Como a los entrenadores, a Jorge Enrique Vélez lo contrataron por bueno en Dimayor, con arrebatado entusiasmo, y lo echaron por malo. Lo despidieron sin honores, días después de ser ratificado, por «amplia mayoría».
No le dieron indemnización. Le pagaron su silencio… o su encubrimiento.
Se marchó por incómodo para los intereses de muchos clubes, que nunca ocultaron su malestar; porque su discurso no lo respaldó con acciones confiables y por su actitud politiquera, con promesas no cumplidas.
Su gestión, ni por el fútbol, ni para el fútbol. Su desparpajo al hablar con espíritu impetuoso y conflictivo, lo alejaron del camino ideal para sobrevivir a la pandemia futbolera.
Murió, en su cargo, sin vacuna salvadora y alejado de sus amigos, algunos de los cuales le dieron la espalda en su «funeral como dirigente de Dimayor».
Dejó en el camino un saldo de perdedores, entre ellos Jesurum quien nunca lo identificó, pese a la cercanía, como su amigo o su adversario.

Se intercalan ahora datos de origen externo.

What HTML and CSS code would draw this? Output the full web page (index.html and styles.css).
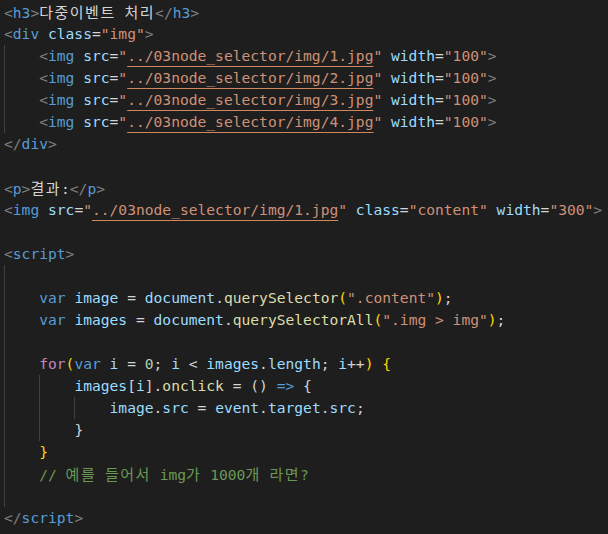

También aquellos que lo recomendaron, lo posesionaron y lo respaldaron, así hoy saquen pecho adheridos a los ganadores, con unidad de intenciones.
No consiguió, como lo había prometido, el velado objetivo de interceder con los amigos de su partido político, a desenredar, a favor, los cuestionamientos jurídicos de sus colegas.
Con su salida no terminan los problemas del fútbol, simplemente entran en tenso sosiego en las trincheras de los dirigentes enfrentados.